Alissa Scott/Recorder staff A building at 46 Main St. in Amsterdam is shown Thursday.
By ALISSA SCOTT
Recorder News Staff
Because Amsterdam has lost its original downtown, the former Chalmers knitting mills and now the Esquire Novelty building, Mayor Ann Thane said destroying a mural on Main Street would continue to "divest the city of its history."
The mural is painted on the third floor of 46 Main St., a property now owned by the Amsterdam Industrial Development Agency. According to AIDA Chairman Ron Barone, crews have been stuck on phase three of restoring the building because no one knows what to do with the mural.
"I just cannot sanction destruction of another vital piece of our history," Thane said. "It's ridiculous, because it can be preserved."
Thane said she received a quote to preserve the mural, which cannot be easily viewed because there are no stairs reaching from the second to third floor during the construction project, for $19,000. That will cover costs to spray paint an overspray on the wall, preserving it while the room is utilized.
Corporation Counsel Gerry DeCusatis questioned how far $19,000 could go in such a project.
"How good will it look after you spend the 19?" DeCusatis, who called the overspray preservation "a bit traumatic," said. "Will it be perfectly restored? Every aspect will be restored for 19? And is it going to be stable at that point?"
Thane said it will be stable, but DeCusatis said he doubts the piece, if restored, will withstand the weathering of tenants.

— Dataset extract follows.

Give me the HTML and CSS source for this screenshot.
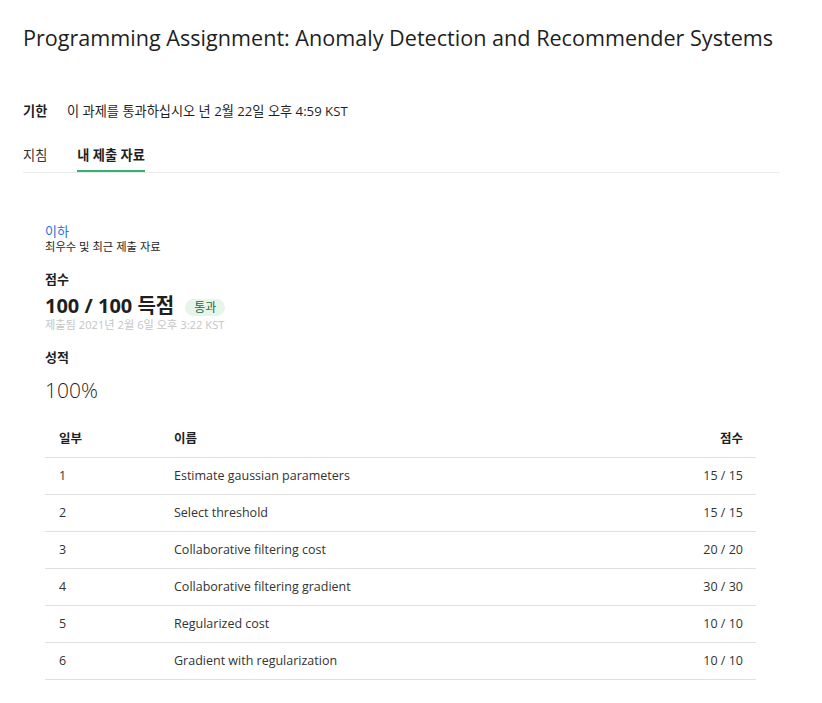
FILE: index.html
```html
<!DOCTYPE html>
<html lang="ko">
<head>
<meta charset="utf-8">
<link rel="stylesheet" href="styles.css">
</head>
<body>
<div class="page">
  <h1 class="title">Programming Assignment: Anomaly Detection and Recommender Systems</h1>
  <div class="due"><span class="due-label">기한</span><span class="due-text">이 과제를 통과하십시오 년 2월 22일 오후 4:59 KST</span></div>
  <div class="tabs">
    <span class="tab">지침</span>
    <span class="tab active">내 제출 자료</span>
  </div>
  <div class="content">
    <a class="link">이하</a>
    <div class="small">최우수 및 최근 제출 자료</div>
    <div class="label score-label">점수</div>
    <div class="score-row"><span class="score">100 / 100 득점</span><span class="badge">통과</span></div>
    <div class="submitted">제출됨 2021년 2월 6일 오후 3:22 KST</div>
    <div class="label grade-label">성적</div>
    <div class="grade">100%</div>
    <table class="parts">
      <thead><tr><th class="c-num">일부</th><th class="c-name">이름</th><th class="c-score">점수</th></tr></thead>
      <tbody>
        <tr><td class="c-num">1</td><td class="c-name">Estimate gaussian parameters</td><td class="c-score">15 / 15</td></tr>
        <tr><td class="c-num">2</td><td class="c-name">Select threshold</td><td class="c-score">15 / 15</td></tr>
        <tr><td class="c-num">3</td><td class="c-name">Collaborative filtering cost</td><td class="c-score">20 / 20</td></tr>
        <tr><td class="c-num">4</td><td class="c-name">Collaborative filtering gradient</td><td class="c-score">30 / 30</td></tr>
        <tr><td class="c-num">5</td><td class="c-name">Regularized cost</td><td class="c-score">10 / 10</td></tr>
        <tr><td class="c-num">6</td><td class="c-name">Gradient with regularization</td><td class="c-score">10 / 10</td></tr>
      </tbody>
    </table>
  </div>
</div>
</body>
</html>
```
FILE: styles.css
```css
* { box-sizing: border-box; }
body {
  margin: 0;
  background: #fff;
  font-family: "Open Sans", "Noto Sans CJK KR", sans-serif;
  color: #1f1f1f;
}
.page {
  width: 780px;
  padding: 22px 0 0 23px;
}
.title {
  margin: 0;
  font-size: 21.6px;
  font-weight: 400;
  line-height: 32px;
  color: #1f1f1f;
  white-space: nowrap;
}
.due {
  margin-top: 48px;
  font-size: 13.2px;
  line-height: 18px;
  display: flex;
}
.due-label { font-weight: 700; width: 44px; }
.due-text { color: #1f1f1f; }
.tabs {
  margin-top: 26px;
  display: flex;
  gap: 30px;
  border-bottom: 1px solid #ebebeb;
  height: 27px;
  width: 757px;
}
.tab {
  font-size: 13.2px;
  line-height: 18px;
  color: #333;
  height: 26px;
}
.tab.active {
  font-weight: 700;
  color: #1f1f1f;
  border-bottom: 2px solid #2fb36d;
}
.content {
  padding: 49px 0 0 22px;
  width: 733px;
}
.link {
  display: block;
  color: #2a6fdb;
  font-size: 13px;
  line-height: 18px;
}
.small {
  font-size: 11.3px;
  line-height: 14px;
  color: #1f1f1f;
}
.label {
  font-size: 13px;
  font-weight: 700;
  line-height: 18px;
}
.score-label { margin-top: 16px; }
.score-row {
  display: flex;
  align-items: center;
  gap: 11px;
  margin-top: 8px;
  height: 20px;
}
.score {
  font-size: 20px;
  font-weight: 700;
  line-height: 20px;
}
.badge {
  background: #e6f4ea;
  color: #1e6b3a;
  font-size: 12px;
  border-radius: 10px;
  padding: 0 9px;
  line-height: 17px;
  margin-top: 2px;
}
.submitted {
  margin-top: 2px;
  font-size: 11.2px;
  color: #c5c5c5;
  line-height: 13px;
}
.grade-label { margin-top: 17px; }
.grade {
  margin-top: 12px;
  font-size: 21px;
  font-weight: 300;
  line-height: 24px;
  color: #1f1f1f;
}
.parts {
  margin-top: 16px;
  width: 711px;
  border-collapse: collapse;
  font-size: 12.5px;
}
.parts th {
  font-weight: 700;
  text-align: left;
  height: 39px;
  border-bottom: 1px solid #e0e0e0;
  padding: 0;
  color: #1f1f1f;
}
.parts td {
  height: 37px;
  border-bottom: 1px solid #e0e0e0;
  padding: 0;
  color: #333;
}
.c-num { padding-left: 14px !important; width: 129px; }
.c-score { text-align: right !important; padding-right: 13px !important; }
```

"Ultimately, you've got to look at if you turn it into rental space, it's just going to deteriorate," DeCusatis said. "I'm sure that it's possible to preserve it, but you've got to look at the cost benefit analysis as well."
Thane said if the space were converted into residential quarters, there would be special rules for the mural, but that it would be the "funkiest space for a young professional."
"You'll have to have some covenant in there that you can't hang on it, you can't put anything on it," Thane said.
Still, Thane said, the building doesn't have to be residential and could become anything at this point.
During the last AIDA meeting, Jody Zakrevsky, executive director of the agency, said they had shown the mural to the state Historic Preservation Office and its mural specialist.
Zakrevsky said the office did not think it had any statewide significance, but that doesn't mean it doesn't have local significance.
Its history, which Thane said is an irreplaceable resource, is unknown, as is the artist.
"I don't want to spend [$150,000 to $200,000] on something that, to me, is silly," Barone said. "I'm sorry. A mural that has an unknown artist -- I'm sure it's an artifact of some sort, I think, but who benefits from it? I don't know."
Barone had earlier predicted it could cost as much as $250,000 to fully restore it, one of three options Jody Zakrevsky, executive director of the agency, said the SHPO said they had.
Zakrevsky said they could fully restore it while still on the wall, cover it and leave someone else to figure it out, or take it down and store it in tubes for someone that may be able to restore it in the future.
DeCusatis and Barone were both surprised at how low the mayor's quote was. Barone said if City Hall has money for it in the budget, for $19,000 he wouldn't mind restoring it, but "still [doesn't] see the worth in it."
Barone said, personally, he wouldn't have even spent money on the building if the state hadn't awarded AIDA grants to fix it up.
"We weren't going to take it out of our pockets, that's for sure," Barone said. "We just don't have that kind of money."
AIDA was given more than $500,000 in grants to restore the property, a structure it acquired from the United Way.
Barone said he just hopes the city figures out what it wants to do with the mural so crews can finish the project.
"If $19,000 is going to make everybody happy and we can go forward, let it be," Barone said. "Let the walls of Jericho come down."